Folha de S. Paulo


Quem critica Doria por não propor obras beneficia empreiteiras

André Bueno/CMSP
Prefeito João Doria no plenário da Câmara Municipal, durante apresentação do plano de metas

O anúncio do Plano de Metas apresentado pelo prefeito João Doria provocou críticas de setores da opinião pública exatamente ao ponto que deveria ter sido mais elogiado: a ausência de propostas de obras (como corredores de ônibus, CEUs e hospitais). O projeto foi classificado de "tímido" na Folha; pela mesma razão, a ONG Nossa São Paulo disse que precisa "ser aprimorado".

Embora não seja sua intenção, os críticos se pautam por um raciocínio que beneficia empreiteiras de obras públicas e prejudica o contribuinte. Mesmo as realizações mais importantes do poder público podem ser alcançadas sem realizar construções, mas toda construção beneficia empreiteiras.

A obsessão dos políticos brasileiros com a realização de obras é herdeira de um pensamento criado nos anos 1920 pelo presidente Washington Luís (1926-30). Desde então, a ideia que "governar é construir estradas" já condenou à falência gerações de orçamentos nacionais, estaduais e locais. Ao longo das últimas décadas, a ideologia se uniu à corrupção para criar a sociedade despudorada entre governantes e construtoras, que gerou os esquemas revelados pela Operação Lava Jato.

Governar é prestar serviços ao cidadão. E para isso não são necessárias obras, mas ações administrativas. Menos engenharia civil, mais engenharia de produção, logística e administração pública. Claro que isso prejudica as empreiteiras. Mas beneficia o país.

Cito três casos paradigmáticos na área de saúde: os prefeitos Gilberto Kassab e Fernando Haddad prometeram construir três hospitais cada. Ao avaliar que não tinham realizado nem uma parte da meta, os críticos das duas gestões ignoraram a compra de hospitais prontos (Kassab, o São Luiz Gonzaga, no Jaçanã; Haddad, o Santa Marina, na zona Sul). Mas se os usuários do SUS passaram a contar com unidades de saúde que não estavam na rede pública, por que exigir construções novas? Ao cobrar inauguração de hospitais, os críticos beneficiam as empreiteiras.

Agora mesmo, em 2017, a gestão Doria reduziu a fila de exames comprando horas de atendimento SUS em hospitais particulares. Com pouco custo, teve impacto imediato; o dinheiro que gastou mal poderia iniciar a construção de um hospital, que ficaria pronto daqui a no mínimo oito anos. Qual recurso beneficia mais o usuário da rede pública: exames pagos pelo SUS em hospitais existentes ou dinheiro pago a empreiteiras para construir um hospital público?
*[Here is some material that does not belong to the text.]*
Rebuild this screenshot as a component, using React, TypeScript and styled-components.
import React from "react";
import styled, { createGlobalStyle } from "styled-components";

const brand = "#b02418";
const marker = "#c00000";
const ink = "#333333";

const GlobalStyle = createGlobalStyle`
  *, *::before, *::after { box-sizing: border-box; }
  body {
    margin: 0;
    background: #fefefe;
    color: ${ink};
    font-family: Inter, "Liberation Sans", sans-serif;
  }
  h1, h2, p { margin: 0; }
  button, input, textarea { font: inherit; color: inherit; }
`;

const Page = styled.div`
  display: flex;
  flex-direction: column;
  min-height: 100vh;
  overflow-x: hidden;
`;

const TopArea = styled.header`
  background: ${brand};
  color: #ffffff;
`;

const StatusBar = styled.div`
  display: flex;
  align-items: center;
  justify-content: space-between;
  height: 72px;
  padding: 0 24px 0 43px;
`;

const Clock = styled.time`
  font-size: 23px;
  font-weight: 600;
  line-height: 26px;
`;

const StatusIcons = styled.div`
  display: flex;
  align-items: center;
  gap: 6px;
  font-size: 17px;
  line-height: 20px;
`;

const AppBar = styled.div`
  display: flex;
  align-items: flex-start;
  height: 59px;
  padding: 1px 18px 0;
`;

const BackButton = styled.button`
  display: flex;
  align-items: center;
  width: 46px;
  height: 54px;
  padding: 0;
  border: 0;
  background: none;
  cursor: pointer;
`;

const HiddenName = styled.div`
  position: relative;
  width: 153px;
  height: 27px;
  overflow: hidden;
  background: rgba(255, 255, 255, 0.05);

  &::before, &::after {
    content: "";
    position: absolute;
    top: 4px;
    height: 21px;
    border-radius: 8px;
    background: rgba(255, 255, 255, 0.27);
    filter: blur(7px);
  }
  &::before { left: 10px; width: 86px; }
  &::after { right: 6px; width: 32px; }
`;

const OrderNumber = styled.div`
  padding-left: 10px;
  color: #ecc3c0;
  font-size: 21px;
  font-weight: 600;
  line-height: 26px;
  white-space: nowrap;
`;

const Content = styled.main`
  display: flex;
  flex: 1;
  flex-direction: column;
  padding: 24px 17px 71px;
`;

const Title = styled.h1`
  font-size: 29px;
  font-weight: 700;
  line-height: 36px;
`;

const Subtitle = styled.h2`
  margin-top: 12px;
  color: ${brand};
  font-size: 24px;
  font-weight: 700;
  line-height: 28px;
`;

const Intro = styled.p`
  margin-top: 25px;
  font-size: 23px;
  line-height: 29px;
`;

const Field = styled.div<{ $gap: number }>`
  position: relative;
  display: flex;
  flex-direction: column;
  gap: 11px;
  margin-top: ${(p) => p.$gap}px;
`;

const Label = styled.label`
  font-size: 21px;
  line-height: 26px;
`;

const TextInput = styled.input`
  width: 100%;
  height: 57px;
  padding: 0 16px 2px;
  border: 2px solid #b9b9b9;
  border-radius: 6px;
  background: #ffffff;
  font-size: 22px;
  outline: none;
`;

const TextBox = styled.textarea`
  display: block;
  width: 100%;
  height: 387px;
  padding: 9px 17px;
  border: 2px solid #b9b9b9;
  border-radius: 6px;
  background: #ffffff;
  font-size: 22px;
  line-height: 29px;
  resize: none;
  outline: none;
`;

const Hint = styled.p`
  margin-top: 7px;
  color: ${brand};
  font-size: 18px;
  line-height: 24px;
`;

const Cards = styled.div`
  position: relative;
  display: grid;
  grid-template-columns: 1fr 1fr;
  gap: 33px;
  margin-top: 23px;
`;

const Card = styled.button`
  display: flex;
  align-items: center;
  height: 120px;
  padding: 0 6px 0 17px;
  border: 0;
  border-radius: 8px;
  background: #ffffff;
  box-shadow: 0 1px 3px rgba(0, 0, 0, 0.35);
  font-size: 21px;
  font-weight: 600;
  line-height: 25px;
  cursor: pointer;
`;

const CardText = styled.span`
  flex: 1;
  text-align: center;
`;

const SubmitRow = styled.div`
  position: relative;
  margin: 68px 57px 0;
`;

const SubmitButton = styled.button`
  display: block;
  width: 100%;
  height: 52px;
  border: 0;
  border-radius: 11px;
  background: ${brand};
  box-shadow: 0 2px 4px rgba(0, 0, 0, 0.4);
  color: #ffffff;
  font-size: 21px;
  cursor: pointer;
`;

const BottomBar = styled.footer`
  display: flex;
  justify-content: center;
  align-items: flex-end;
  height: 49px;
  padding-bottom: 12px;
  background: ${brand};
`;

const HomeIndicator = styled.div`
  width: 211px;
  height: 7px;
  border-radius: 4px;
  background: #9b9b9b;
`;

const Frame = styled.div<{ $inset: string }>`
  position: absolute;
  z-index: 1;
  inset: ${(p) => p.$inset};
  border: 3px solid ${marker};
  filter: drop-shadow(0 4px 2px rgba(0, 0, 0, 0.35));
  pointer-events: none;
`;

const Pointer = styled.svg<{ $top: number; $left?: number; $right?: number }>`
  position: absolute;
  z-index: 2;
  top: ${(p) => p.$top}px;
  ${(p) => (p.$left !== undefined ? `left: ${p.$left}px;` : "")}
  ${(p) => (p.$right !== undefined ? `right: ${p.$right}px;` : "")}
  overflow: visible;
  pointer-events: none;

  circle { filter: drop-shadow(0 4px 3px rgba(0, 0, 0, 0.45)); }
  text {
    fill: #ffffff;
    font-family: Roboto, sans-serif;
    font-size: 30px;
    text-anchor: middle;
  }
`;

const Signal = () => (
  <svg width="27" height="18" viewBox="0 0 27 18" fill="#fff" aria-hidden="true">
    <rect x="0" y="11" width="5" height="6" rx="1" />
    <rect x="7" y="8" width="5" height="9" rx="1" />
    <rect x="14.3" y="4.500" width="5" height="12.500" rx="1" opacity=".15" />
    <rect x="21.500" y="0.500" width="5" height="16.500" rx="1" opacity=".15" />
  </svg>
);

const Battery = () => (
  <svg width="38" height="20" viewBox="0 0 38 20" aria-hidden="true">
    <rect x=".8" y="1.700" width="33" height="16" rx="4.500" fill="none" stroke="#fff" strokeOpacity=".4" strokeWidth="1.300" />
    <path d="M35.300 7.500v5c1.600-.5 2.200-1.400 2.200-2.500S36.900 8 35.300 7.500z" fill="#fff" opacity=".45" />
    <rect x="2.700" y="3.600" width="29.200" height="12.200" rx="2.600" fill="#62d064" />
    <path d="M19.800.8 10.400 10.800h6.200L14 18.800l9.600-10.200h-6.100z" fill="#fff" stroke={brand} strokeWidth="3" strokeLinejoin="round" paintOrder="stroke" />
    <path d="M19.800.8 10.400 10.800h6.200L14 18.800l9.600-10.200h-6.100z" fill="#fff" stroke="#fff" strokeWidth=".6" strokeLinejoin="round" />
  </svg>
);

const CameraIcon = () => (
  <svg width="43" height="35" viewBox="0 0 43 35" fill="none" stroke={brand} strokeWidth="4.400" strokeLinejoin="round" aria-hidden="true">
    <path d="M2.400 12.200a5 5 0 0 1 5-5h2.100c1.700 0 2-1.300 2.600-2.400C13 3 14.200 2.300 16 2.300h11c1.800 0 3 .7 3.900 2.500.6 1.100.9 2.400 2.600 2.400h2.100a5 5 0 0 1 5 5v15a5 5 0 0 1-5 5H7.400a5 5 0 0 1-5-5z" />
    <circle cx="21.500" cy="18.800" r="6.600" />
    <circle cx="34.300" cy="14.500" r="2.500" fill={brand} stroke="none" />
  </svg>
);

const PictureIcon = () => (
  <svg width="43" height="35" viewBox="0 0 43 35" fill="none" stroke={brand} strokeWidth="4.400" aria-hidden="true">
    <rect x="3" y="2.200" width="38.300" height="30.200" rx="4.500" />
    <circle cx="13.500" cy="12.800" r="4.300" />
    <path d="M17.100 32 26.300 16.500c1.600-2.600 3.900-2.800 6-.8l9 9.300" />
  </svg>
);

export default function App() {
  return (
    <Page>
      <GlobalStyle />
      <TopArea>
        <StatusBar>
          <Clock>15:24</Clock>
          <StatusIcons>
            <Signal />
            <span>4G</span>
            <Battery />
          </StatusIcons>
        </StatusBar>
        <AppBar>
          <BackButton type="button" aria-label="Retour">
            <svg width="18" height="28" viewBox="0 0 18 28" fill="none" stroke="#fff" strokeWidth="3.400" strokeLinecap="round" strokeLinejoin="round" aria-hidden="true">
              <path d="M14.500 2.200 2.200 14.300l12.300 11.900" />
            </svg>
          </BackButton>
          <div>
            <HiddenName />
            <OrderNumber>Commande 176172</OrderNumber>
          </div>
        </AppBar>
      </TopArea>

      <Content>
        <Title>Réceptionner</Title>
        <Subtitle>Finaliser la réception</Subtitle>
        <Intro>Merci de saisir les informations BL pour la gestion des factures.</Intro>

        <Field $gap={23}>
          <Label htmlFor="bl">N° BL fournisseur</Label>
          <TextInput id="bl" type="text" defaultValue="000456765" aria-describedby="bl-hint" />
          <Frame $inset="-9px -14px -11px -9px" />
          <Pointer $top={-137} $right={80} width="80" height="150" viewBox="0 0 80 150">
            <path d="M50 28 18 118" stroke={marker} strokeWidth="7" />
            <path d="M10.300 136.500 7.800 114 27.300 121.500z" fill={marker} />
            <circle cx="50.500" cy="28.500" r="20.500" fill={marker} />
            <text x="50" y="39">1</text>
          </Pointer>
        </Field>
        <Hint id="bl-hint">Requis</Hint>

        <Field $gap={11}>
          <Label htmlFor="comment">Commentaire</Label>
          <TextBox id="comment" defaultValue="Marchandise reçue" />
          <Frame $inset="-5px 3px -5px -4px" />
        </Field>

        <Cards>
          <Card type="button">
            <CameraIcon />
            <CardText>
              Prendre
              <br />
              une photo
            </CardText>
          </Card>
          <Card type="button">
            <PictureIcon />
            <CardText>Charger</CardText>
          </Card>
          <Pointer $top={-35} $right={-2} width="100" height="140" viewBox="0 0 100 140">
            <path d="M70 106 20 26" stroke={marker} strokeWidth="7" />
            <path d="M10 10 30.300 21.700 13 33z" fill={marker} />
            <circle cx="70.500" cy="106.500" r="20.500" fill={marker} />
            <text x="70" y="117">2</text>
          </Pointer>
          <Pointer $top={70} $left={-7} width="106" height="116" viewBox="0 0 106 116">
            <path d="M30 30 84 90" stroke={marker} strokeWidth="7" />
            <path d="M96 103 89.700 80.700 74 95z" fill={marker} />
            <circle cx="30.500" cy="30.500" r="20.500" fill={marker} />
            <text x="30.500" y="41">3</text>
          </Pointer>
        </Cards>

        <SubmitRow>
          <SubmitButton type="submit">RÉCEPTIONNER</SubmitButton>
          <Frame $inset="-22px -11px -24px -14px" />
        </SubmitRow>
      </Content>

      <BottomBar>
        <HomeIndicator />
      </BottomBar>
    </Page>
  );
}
São Paulo não precisa de mais hospitais, já tem quantidade suficiente. É necessário fazer com que mais entidades atendam usuários do sistema público. O que é inteiramente diferente de construir novos.

Na área de transportes: os melhores corredores de ônibus do mundo são inspirados na cidade de Curitiba. Vá à capital do Paraná e procure achar um grande aparato construtivo em seus BRTs. Não há: parecem avenidas ajardinadas nas quais só passam ônibus. Nos últimos anos, diversas empreiteiras vinham fazendo uma intensa campanha velada para a cidade adotar o metrô. Você sabe o porquê!

Londres está neste momento precisando reduzir o tempo de viagem de seus ônibus. Alguém acha que o prefeito local vai fazer um túnel sob o Picadilly Circus ou passar um Minhocão sobre o rio Tâmisa, como fariam prefeitos brasileiros? Não: vai chamar os melhores técnicos e usar tecnologia para melhorar o desempenho do sistema, sem construir nada.

Em educação: os CEUs são obras faraônicas e demagógicas, que tiram dinheiro da Educação (da sala de aula) para gastar em obras civis. O ensino é igual aos de outras escolas públicas. A cidade tem muitos prédios prontos (ou precisando apenas de reformas) que poderiam sediar escolas públicas. Mas a reivindicação de que sejam CEUs nos condena a construir escolões imensos que, em 20 anos, ficarão subutilizados (estamos produzindo menos filhos e a população estabilizou).

Toda vez que um político disser que precisa de uma construção para resolver uma necessidade pública, esconda a carteira e chame a Polícia Federal. No segundo momento, ele vai buscar uma empreiteira para planejar a obra... e o resto você já sabe.

Se Doria realmente cumprir as metas sem realizar construções, vai mudar um vício centenário dos administradores públicos brasileiros. E isso merece elogios de todos que não sejam empreiteiros.